Repeat the material verbatim. Images are excluded from the copy.

* Begin *

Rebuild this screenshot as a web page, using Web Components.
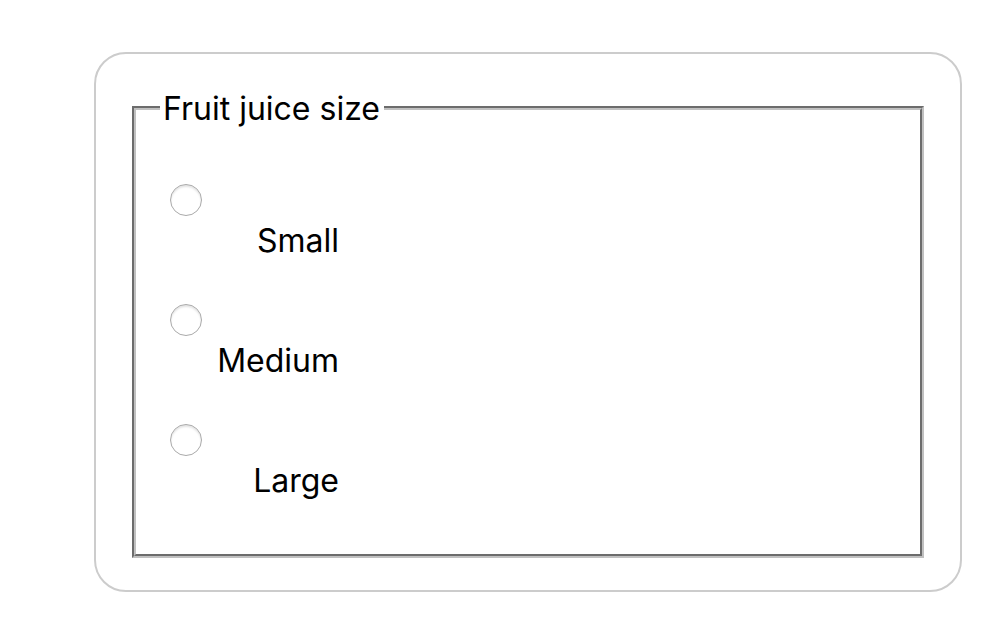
<!DOCTYPE html>
<html lang="en">
<head>
<meta charset="utf-8">
<title>Fruit juice size</title>
<style>
body { margin: 0; padding: 52px 36px 32px 94px; background: #fff; color: #000; font: 32px/40px Inter, "Noto Sans", sans-serif; }
</style>
</head>
<body>
<form-card>
  <radio-group legend="Fruit juice size">
    <radio-option value="small">Small</radio-option>
    <radio-option value="medium">Medium</radio-option>
    <radio-option value="large">Large</radio-option>
  </radio-group>
</form-card>
<script>
class FormCard extends HTMLElement {
  constructor() {
    super();
    this.attachShadow({ mode: "open" }).innerHTML = `
      <style>
        :host { display: block; box-sizing: border-box; padding: 33px 36px 32px; border: 2px solid #ccc; border-radius: 32px; }
      </style>
      <slot></slot>`;
  }
}
class RadioGroup extends HTMLElement {
  constructor() {
    super();
    this.attachShadow({ mode: "open" }).innerHTML = `
      <style>
        :host { display: block; }
        fieldset { margin: 0; min-width: 0; padding: 55px 34px 53px; border: 4px groove #c0c0c0; }
        legend { margin-left: -10px; padding: 2px 4px 0 3px; }
        .options { display: grid; gap: 43px; }
      </style>
      <fieldset><legend></legend><div class="options"><slot></slot></div></fieldset>`;
    this.shadowRoot.querySelector("legend").textContent = this.getAttribute("legend");
    this.addEventListener("option-chosen", (e) => {
      for (const option of this.children) if (option !== e.target) option.clear();
    });
  }
}
class RadioOption extends HTMLElement {
  constructor() {
    super();
    this.attachShadow({ mode: "open" }).innerHTML = `
      <style>
        :host { display: grid; gap: 5px; }
        input { appearance: none; display: block; box-sizing: border-box; width: 32px; height: 32px; margin: 0; border: 1px solid #aaa; border-radius: 50%; background: #fff; box-shadow: inset 0 2px 2px #e4e4e4; }
        input:checked { background: radial-gradient(#333 0 6px, #fff 7px); }
        label { display: block; width: 169px; text-align: right; }
      </style>
      <input type="radio" id="choice"><label for="choice"><slot></slot></label>`;
    this.input = this.shadowRoot.querySelector("input");
    this.input.value = this.getAttribute("value");
    this.input.addEventListener("change", () => this.dispatchEvent(new CustomEvent("option-chosen", { bubbles: true })));
  }
  clear() { this.input.checked = false; }
}
customElements.define("form-card", FormCard);
customElements.define("radio-group", RadioGroup);
customElements.define("radio-option", RadioOption);
</script>
</body>
</html>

* End *

Result below:
Rebuild this screenshot as a web page, using Web Components.
<!DOCTYPE html>
<html lang="en">
<head>
<meta charset="utf-8">
<title>Fruit juice size</title>
<style>
body { margin: 0; padding: 52px 36px 32px 94px; background: #fff; color: #000; font: 32px/40px Inter, "Noto Sans", sans-serif; }
</style>
</head>
<body>
<form-card>
  <radio-group legend="Fruit juice size">
    <radio-option value="small">Small</radio-option>
    <radio-option value="medium">Medium</radio-option>
    <radio-option value="large">Large</radio-option>
  </radio-group>
</form-card>
<script>
class FormCard extends HTMLElement {
  constructor() {
    super();
    this.attachShadow({ mode: "open" }).innerHTML = `
      <style>
        :host { display: block; box-sizing: border-box; padding: 33px 36px 32px; border: 2px solid #ccc; border-radius: 32px; }
      </style>
      <slot></slot>`;
  }
}
class RadioGroup extends HTMLElement {
  constructor() {
    super();
    this.attachShadow({ mode: "open" }).innerHTML = `
      <style>
        :host { display: block; }
        fieldset { margin: 0; min-width: 0; padding: 55px 34px 53px; border: 4px groove #c0c0c0; }
        legend { margin-left: -10px; padding: 2px 4px 0 3px; }
        .options { display: grid; gap: 43px; }
      </style>
      <fieldset><legend></legend><div class="options"><slot></slot></div></fieldset>`;
    this.shadowRoot.querySelector("legend").textContent = this.getAttribute("legend");
    this.addEventListener("option-chosen", (e) => {
      for (const option of this.children) if (option !== e.target) option.clear();
    });
  }
}
class RadioOption extends HTMLElement {
  constructor() {
    super();
    this.attachShadow({ mode: "open" }).innerHTML = `
      <style>
        :host { display: grid; gap: 5px; }
        input { appearance: none; display: block; box-sizing: border-box; width: 32px; height: 32px; margin: 0; border: 1px solid #aaa; border-radius: 50%; background: #fff; box-shadow: inset 0 2px 2px #e4e4e4; }
        input:checked { background: radial-gradient(#333 0 6px, #fff 7px); }
        label { display: block; width: 169px; text-align: right; }
      </style>
      <input type="radio" id="choice"><label for="choice"><slot></slot></label>`;
    this.input = this.shadowRoot.querySelector("input");
    this.input.value = this.getAttribute("value");
    this.input.addEventListener("change", () => this.dispatchEvent(new CustomEvent("option-chosen", { bubbles: true })));
  }
  clear() { this.input.checked = false; }
}
customElements.define("form-card", FormCard);
customElements.define("radio-group", RadioGroup);
customElements.define("radio-option", RadioOption);
</script>
</body>
</html>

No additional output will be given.